Itulah sejarah JS hingga tahun 1999, dan sejarah berdirinya Maskam UGM, tidak lepas dari peran aktivis JS sendiri. Mengingat Masjid merupakan benda yang sangat dirindukan kehadirannya bagi umat muslim saat itu. Dalam Laporan pertanggungjawaban JS tahun 1989 tercantum bahwa UGM adalah satu – satunya Universitas yang ada di Jawa yang belum mempunyai masjid saat itu. Maka, isu untuk terbentuknya Masjid Kampus saat itu digencarakan dari Ramadhan 1407H. Ada dua permasalahan mendasar Maskam adalah lokasi dan dana. Hingga tanggal 31 Desember 1988 tela dicapai titik terang tentang lokasi Maskam yaitu di tenggara Fakultas Psikologi (saat itu masih berupa tanah makam Cina).
Tahun – tahun selanjutnya isu pembangunan Maskam semakin meluas, sehingga Rektorat membuat team pembangunan masjd yang melibatkan JS dan beberapa mahasiswa Arsitek untuk merancang sebuah fisik masjid yang lengkap berupa fasilitasnya. Selanjutnya permasalahan pembangunan Maskam ada pada lokasi yang masih berupa makam, karena selama makam masih ada disana maka pembangunan sulit untuk dilakukan. Sehingga diambil kesepakatan untuk memindahkan makam tersebut di Gunung Sempu, Bamping dan Piyungan. Hingga akhirnya pada tahun 1998 dilaksanakan peletakkan batu yang pertama pendiri Masjid Kampus UGM, yang pada tahun itu juga berbarengan dengan lahirnya Reformasi yang cukup monumental dalam sejarah perjalana bangsa Indonesia.

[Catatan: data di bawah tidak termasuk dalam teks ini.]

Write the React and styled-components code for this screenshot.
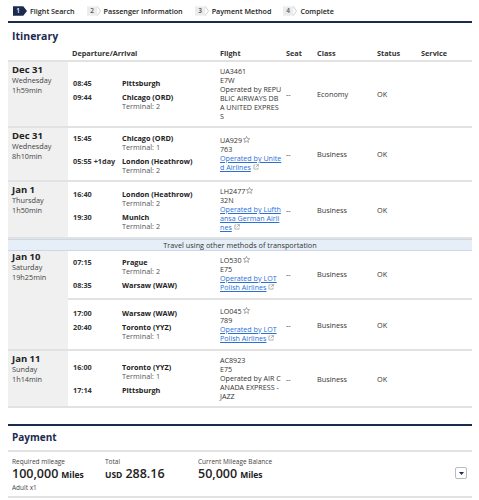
import React from 'react';
import styled, { createGlobalStyle } from 'styled-components';

const GlobalStyle = createGlobalStyle`
  body {
    margin: 0;
    background: #fff;
    font-family: "Open Sans", "Liberation Sans", sans-serif;
    color: #333;
  }
`;

const NAVY = '#1b2b50';

const days = [
  {
    date: 'Dec 31', weekday: 'Wednesday', duration: '1h59min',
    segments: [{
      stops: [
        { time: '08:45', place: 'Pittsburgh' },
        { time: '09:44', place: 'Chicago (ORD)', terminal: 'Terminal: 2' },
      ],
      flight: 'UA3461', aircraft: 'E7W', operator: 'Operated by REPUBLIC AIRWAYS DBA UNITED EXPRESS',
      seat: '--', cls: 'Economy', status: 'OK',
    }],
  },
  {
    date: 'Dec 31', weekday: 'Wednesday', duration: '8h10min',
    segments: [{
      stops: [
        { time: '15:45', place: 'Chicago (ORD)', terminal: 'Terminal: 1' },
        { time: '05:55 +1day', place: 'London (Heathrow)', terminal: 'Terminal: 2' },
      ],
      flight: 'UA929', star: true, aircraft: '763', operator: 'Operated by United Airlines', link: true,
      seat: '--', cls: 'Business', status: 'OK',
    }],
  },
  {
    date: 'Jan 1', weekday: 'Thursday', duration: '1h50min',
    segments: [{
      stops: [
        { time: '16:40', place: 'London (Heathrow)', terminal: 'Terminal: 2' },
        { time: '19:30', place: 'Munich', terminal: 'Terminal: 2' },
      ],
      flight: 'LH2477', star: true, aircraft: '32N', operator: 'Operated by Lufthansa German Airlines', link: true,
      seat: '--', cls: 'Business', status: 'OK',
    }],
    notice: 'Travel using other methods of transportation',
  },
  {
    date: 'Jan 10', weekday: 'Saturday', duration: '19h25min',
    segments: [
      {
        stops: [
          { time: '07:15', place: 'Prague', terminal: 'Terminal: 2' },
          { time: '08:35', place: 'Warsaw (WAW)' },
        ],
        flight: 'LO530', star: true, aircraft: 'E75', operator: 'Operated by LOT Polish Airlines', link: true,
        seat: '--', cls: 'Business', status: 'OK',
      },
      {
        stops: [
          { time: '17:00', place: 'Warsaw (WAW)' },
          { time: '20:40', place: 'Toronto (YYZ)', terminal: 'Terminal: 1' },
        ],
        flight: 'LO045', star: true, aircraft: '789', operator: 'Operated by LOT Polish Airlines', link: true,
        seat: '--', cls: 'Business', status: 'OK',
      },
    ],
  },
  {
    date: 'Jan 11', weekday: 'Sunday', duration: '1h14min',
    segments: [{
      stops: [
        { time: '16:00', place: 'Toronto (YYZ)', terminal: 'Terminal: 1' },
        { time: '17:14', place: 'Pittsburgh' },
      ],
      flight: 'AC8923', aircraft: 'E75', operator: 'Operated by AIR CANADA EXPRESS - JAZZ',
      seat: '--', cls: 'Business', status: 'OK',
    }],
  },
];

const steps = ['Flight Search', 'Passenger Information', 'Payment Method', 'Complete'];

const Page = styled.div`
  padding: 0 7px 0 8px;
  width: 464px;
`;

const Steps = styled.nav`
  display: flex;
  align-items: center;
  height: 21px;
  padding-left: 5px;
  gap: 12px;
  border-bottom: 2px solid ${NAVY};
`;

const Step = styled.div`
  display: flex;
  align-items: center;
  gap: 3px;
  font-size: 7.2px;
  font-weight: 600;
  color: #222;
`;

const StepBadge = ({ n, active }) => (
  <svg width="14" height="10" viewBox="0 0 15 10">
    {active ? (
      <polygon points="0,0 11,0 15,5 11,10 0,10" fill={NAVY} />
    ) : (
      <>
        <rect x="0" y="0" width="11" height="10" fill="#ececec" />
        <polyline points="11,0 14.5,5 11,10" fill="none" stroke="#cfcfcf" strokeWidth="1" />
      </>
    )}
    <text x="5.5" y="7.6" fontSize="7" textAnchor="middle" fill={active ? '#fff' : '#555'}
      fontFamily="Open Sans, sans-serif" fontWeight="600">{n}</text>
  </svg>
);

const Heading = styled.h2`
  margin: 0;
  padding: 5px 0 0 4px;
  height: 18px;
  font-size: 10.5px;
  line-height: 16px;
  font-weight: 700;
  color: ${NAVY};
`;

const HeadRow = styled.div`
  display: grid;
  grid-template-columns: 60px 147px 67px 31px 60px 44px 1fr;
  height: 14px;
  align-items: center;
  border-bottom: 2px solid #e2e2e2;
  font-size: 7.3px;
  font-weight: 700;
  color: #333;
`;

const HeadCell = styled.div`
  padding-left: ${p => p.$pad || 5}px;
`;

const Day = styled.div`
  display: flex;
  border-bottom: 2px solid #e2e2e2;
`;

const DateCell = styled.div`
  width: 60px;
  flex-shrink: 0;
  background: #f0f0f0;
  padding: 2px 0 0 4px;
  box-sizing: border-box;
`;

const DateText = styled.div`
  font-size: 9.5px;
  font-weight: 700;
  line-height: 12px;
  color: #222;
`;

const DateSub = styled.div`
  font-size: 7.3px;
  line-height: 9.5px;
  color: #444;
`;

const Segments = styled.div`
  flex: 1;
  display: flex;
  flex-direction: column;
`;

const Segment = styled.div`
  display: grid;
  grid-template-columns: 147px 67px 31px 60px 44px 1fr;
  align-items: center;
  padding: 5px 0;
  min-height: 39px;
  font-size: 7.3px;
  & + & {
    border-top: 2px solid #e2e2e2;
  }
`;

const Cell = styled.div`
  padding-left: ${p => p.$pad || 5}px;
`;

const Stops = styled.div`
  display: flex;
  flex-direction: column;
  gap: 4px;
  padding-left: 5px;
`;

const Stop = styled.div`
  display: flex;
`;

const Time = styled.div`
  width: 49px;
  flex-shrink: 0;
  font-weight: 700;
  line-height: 10px;
  color: #333;
`;

const Place = styled.div`
  line-height: 10px;
`;

const PlaceName = styled.div`
  font-weight: 700;
  color: #222;
`;

const Terminal = styled.div`
  line-height: 9px;
  color: #555;
`;

const FlightInfo = styled.div`
  font-size: 7.15px;
  line-height: 9px;
  word-break: break-all;
  color: #333;
`;

const Link = styled.a`
  color: #2b6fd8;
  text-decoration: underline;
`;

const Notice = styled.div`
  background: #e6eef8;
  border-top: 1px solid #cad8ea;
  border-bottom: 1px solid #cad8ea;
  margin-bottom: -2px;
  position: relative;
  text-align: center;
  font-size: 7.3px;
  line-height: 10px;
  color: #333;
`;

const Star = () => (
  <svg width="7" height="7" viewBox="0 0 10 10" style={{ marginLeft: 1, verticalAlign: 0 }}>
    <polygon points="5,0.6 6.3,3.6 9.5,3.8 7,5.9 7.8,9.2 5,7.4 2.2,9.2 3,5.9 0.5,3.8 3.7,3.6"
      fill="none" stroke="#777" strokeWidth="0.9" />
  </svg>
);

const ExtIcon = () => (
  <svg width="6" height="6" viewBox="0 0 10 10" style={{ marginLeft: 2 }}>
    <path d="M4 1.5H1.5v7h7V6" fill="none" stroke="#888" strokeWidth="1" />
    <path d="M5.5 1H9v3.5M9 1L4.5 5.5" fill="none" stroke="#888" strokeWidth="1" />
  </svg>
);

const PaySection = styled.section`
  margin-top: 16px;
  border-top: 2px solid ${NAVY};
`;

const PayHead = styled.h2`
  margin: 0;
  padding: 3px 0 0 4px;
  height: 21px;
  line-height: 17px;
  font-size: 10px;
  font-weight: 700;
  color: ${NAVY};
  border-bottom: 2px solid #e2e2e2;
`;

const PayRow = styled.div`
  display: flex;
  align-items: flex-start;
  padding: 5px 0 4px 4px;
  border-bottom: 2px solid #e2e2e2;
`;

const PayCol = styled.div`
  width: ${p => p.$w}px;
  flex-shrink: 0;
`;

const PayLabel = styled.div`
  font-size: 6.5px;
  line-height: 9px;
  color: #444;
`;

const PayValue = styled.div`
  font-size: 12.5px;
  font-weight: 600;
  line-height: 16px;
  color: #222;
  white-space: nowrap;
`;

const Unit = styled.span`
  font-size: ${p => p.$size || 8.5}px;
  font-weight: 700;
  margin-${p => p.$before ? 'right' : 'left'}: 3px;
`;

const PaySub = styled.div`
  font-size: 6.5px;
  line-height: 9px;
  color: #444;
`;

const Toggle = styled.button`
  margin-left: auto;
  margin-right: 5px;
  margin-top: 10px;
  width: 12px;
  height: 12px;
  padding: 0;
  border: 1px solid #bbb;
  border-radius: 2px;
  background: #fff;
  display: flex;
  align-items: center;
  justify-content: center;
`;

const SegmentRow = ({ s }) => (
  <Segment>
    <Stops>
      {s.stops.map((st, i) => (
        <Stop key={i}>
          <Time>{st.time}</Time>
          <Place>
            <PlaceName>{st.place}</PlaceName>
            {st.terminal && <Terminal>{st.terminal}</Terminal>}
          </Place>
        </Stop>
      ))}
    </Stops>
    <Cell>
      <FlightInfo>
        <div>{s.flight}{s.star && <Star />}</div>
        <div>{s.aircraft}</div>
        {s.link ? (
          <div><Link href="#">{s.operator}</Link><ExtIcon /></div>
        ) : (
          <div>{s.operator}</div>
        )}
      </FlightInfo>
    </Cell>
    <Cell $pad={4}>{s.seat}</Cell>
    <Cell $pad={4}>{s.cls}</Cell>
    <Cell $pad={4}>{s.status}</Cell>
    <Cell />
  </Segment>
);

export default function App() {
  return (
    <Page>
      <GlobalStyle />
      <Steps>
        {steps.map((label, i) => (
          <Step key={label}>
            <StepBadge n={i + 1} active={i === 0} />
            {label}
          </Step>
        ))}
      </Steps>
      <Heading>Itinerary</Heading>
      <HeadRow>
        <div />
        <HeadCell $pad={4}>Departure/Arrival</HeadCell>
        <HeadCell>Flight</HeadCell>
        <HeadCell $pad={4}>Seat</HeadCell>
        <HeadCell $pad={4}>Class</HeadCell>
        <HeadCell $pad={4}>Status</HeadCell>
        <HeadCell $pad={4}>Service</HeadCell>
      </HeadRow>
      {days.map((d, i) => (
        <React.Fragment key={i}>
          <Day>
            <DateCell>
              <DateText>{d.date}</DateText>
              <DateSub>{d.weekday}</DateSub>
              <DateSub>{d.duration}</DateSub>
            </DateCell>
            <Segments>
              {d.segments.map((s, j) => <SegmentRow key={j} s={s} />)}
            </Segments>
          </Day>
          {d.notice && <Notice>{d.notice}</Notice>}
        </React.Fragment>
      ))}
      <PaySection>
        <PayHead>Payment</PayHead>
        <PayRow>
          <PayCol $w={93}>
            <PayLabel>Required mileage</PayLabel>
            <PayValue>100,000<Unit>Miles</Unit></PayValue>
            <PaySub>Adult x1</PaySub>
          </PayCol>
          <PayCol $w={93}>
            <PayLabel>Total</PayLabel>
            <PayValue><Unit $before>USD</Unit>288.16</PayValue>
          </PayCol>
          <PayCol $w={150}>
            <PayLabel>Current Mileage Balance</PayLabel>
            <PayValue>50,000<Unit>Miles</Unit></PayValue>
          </PayCol>
          <Toggle aria-label="expand">
            <svg width="5" height="3" viewBox="0 0 5 3"><polygon points="0,0 5,0 2.5,3" fill={NAVY} /></svg>
          </Toggle>
        </PayRow>
      </PaySection>
    </Page>
  );
}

Keberhasilan pembangunan masjid kampus tersebut tidak lepas dari sehatnya sebuah Lembaga Dakwah Kampus UGM yang didalamnya, karena dalam hal ini JS berperan disana. Perlu disadari bahwa JS adalah organisasi kemahasiswaan yang pergantian generasinya berjalan secara periodik satu tahun-an Hijriyah. Transfer ide dan informasi ke setiap generasi belum tentu menjamin generasi berikutnya, bahkan seperti atau serupa dengan generasi sebelumnya juga belum tentu. Sehingga perlu adanya satu kesamaan visi dan misi yang paham bersama yang dibentuk bersama di JS.